**Supplied material**
# # #
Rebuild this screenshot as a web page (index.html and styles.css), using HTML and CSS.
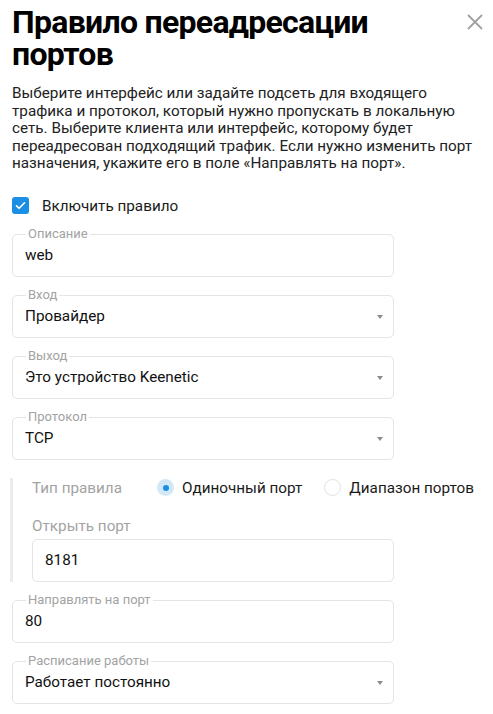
FILE: index.html
```html
<!DOCTYPE html>
<html lang="ru">
<head>
<meta charset="utf-8">
<link rel="stylesheet" href="styles.css">
</head>
<body>
<div class="page">
  <header class="head">
    <h1 class="title">Правило переадресации портов</h1>
    <button class="close" aria-label="Закрыть">
      <svg width="16" height="16" viewBox="0 0 16 16"><path d="M1 1L15 15M15 1L1 15" stroke="#a0a0a0" stroke-width="1.8" fill="none"/></svg>
    </button>
  </header>
  <p class="desc">Выберите интерфейс или задайте подсеть для входящего трафика и протокол, который нужно пропускать в локальную сеть. Выберите клиента или интерфейс, которому будет переадресован подходящий трафик. Если нужно изменить порт назначения, укажите его в поле «Направлять на порт».</p>

  <label class="check">
    <span class="box"><svg width="11" height="9" viewBox="0 0 11 9"><path d="M1.5 4.8L4.2 7.3L9.5 1.8" stroke="#fff" stroke-width="1.6" fill="none" stroke-linecap="round" stroke-linejoin="round"/></svg></span>
    <span class="check-label">Включить правило</span>
  </label>

  <div class="form">
    <div class="field">
      <span class="flabel">Описание</span>
      <span class="value">web</span>
    </div>
    <div class="field select">
      <span class="flabel">Вход</span>
      <span class="value">Провайдер</span>
      <span class="arrow"></span>
    </div>
    <div class="field select">
      <span class="flabel">Выход</span>
      <span class="value">Это устройство Keenetic</span>
      <span class="arrow"></span>
    </div>
    <div class="field select">
      <span class="flabel">Протокол</span>
      <span class="value">TCP</span>
      <span class="arrow"></span>
    </div>

    <div class="section">
      <div class="radio-row">
        <span class="rlabel">Тип правила</span>
        <span class="radio on"><span class="dot"></span></span>
        <span class="ropt">Одиночный порт</span>
        <span class="radio"></span>
        <span class="ropt">Диапазон портов</span>
      </div>
      <div class="plain-label">Открыть порт</div>
      <div class="field plain">
        <span class="value">8181</span>
      </div>
    </div>

    <div class="field">
      <span class="flabel">Направлять на порт</span>
      <span class="value">80</span>
    </div>
    <div class="field select">
      <span class="flabel">Расписание работы</span>
      <span class="value">Работает постоянно</span>
      <span class="arrow"></span>
    </div>
  </div>
</div>
</body>
</html>
```
FILE: styles.css
```css
* { box-sizing: border-box; }
html, body { margin: 0; padding: 0; background: #fff; }
body { font-family: Roboto, "Noto Sans", sans-serif; color: #1a1a1a; }
.page { padding: 6px 10px 0 12px; width: 493px; }
.head { display: flex; justify-content: space-between; align-items: flex-start; }
.title { margin: 0; font-size: 32px; line-height: 32px; font-weight: 700; color: #000; width: 420px; letter-spacing: -0.7px; }
.close { border: 0; background: none; padding: 0; margin: 8px 0 0 0; width: 16px; height: 16px; display: flex; align-items: center; justify-content: center; }
.desc { margin: 15px 0 0 0; font-size: 15.25px; line-height: 17.6px; color: #222; }
.check { display: flex; align-items: center; margin-top: 24px; height: 18px; }
.box { width: 17px; height: 17px; border-radius: 3px; background: #1a8fe3; display: flex; align-items: center; justify-content: center; }
.check-label { margin-left: 13px; font-size: 15.25px; color: #1a1a1a; }
.form { width: 382px; margin-top: 19px; display: flex; flex-direction: column; }
.field { position: relative; height: 43px; border: 1px solid #e4e4e4; border-radius: 5px; display: flex; align-items: center; padding: 0 12px; margin-top: 18px; }
.form > .field:first-child { margin-top: 0; }
.flabel { position: absolute; left: 13px; top: -9px; padding: 0 2px; background: #fff; font-size: 13px; line-height: 16px; color: #a3a3a3; }
.value { font-size: 15.25px; color: #111; }
.arrow { position: absolute; right: 10px; top: 19px; width: 0; height: 0; border-left: 3.5px solid transparent; border-right: 3.5px solid transparent; border-top: 4px solid #8c8c8c; }
.section { margin: 18px 0 0 -2px; border-left: 3px solid #ececec; padding-left: 19px; width: 473px; }
.radio-row { display: flex; align-items: center; height: 20px; }
.rlabel { font-size: 15.25px; color: #a3a3a3; width: 125px; }
.radio { width: 17px; height: 17px; border-radius: 50%; border: 1px solid #e2e2e2; background: #fff; display: flex; align-items: center; justify-content: center; }
.radio.on { border: 0; background: #d3e8f7; }
.dot { width: 6px; height: 6px; border-radius: 50%; background: #1a8fe3; }
.ropt { font-size: 15.25px; color: #1a1a1a; margin-left: 8px; margin-right: 22px; }
.ropt:last-child { margin-right: 0; }
.plain-label { font-size: 15.25px; color: #a3a3a3; margin-top: 19px; line-height: 18px; }
.field.plain { margin-top: 4px; width: 362px; }
```
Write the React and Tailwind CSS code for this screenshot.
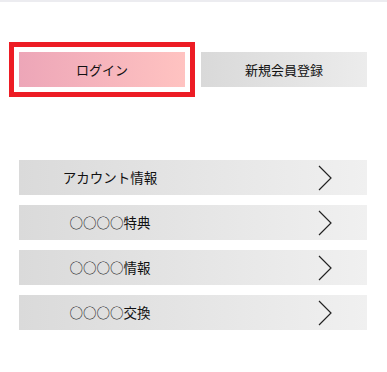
# # #
**Instruction**
Report only the number of lines in the data above that contain "styles".

**Complete output**
3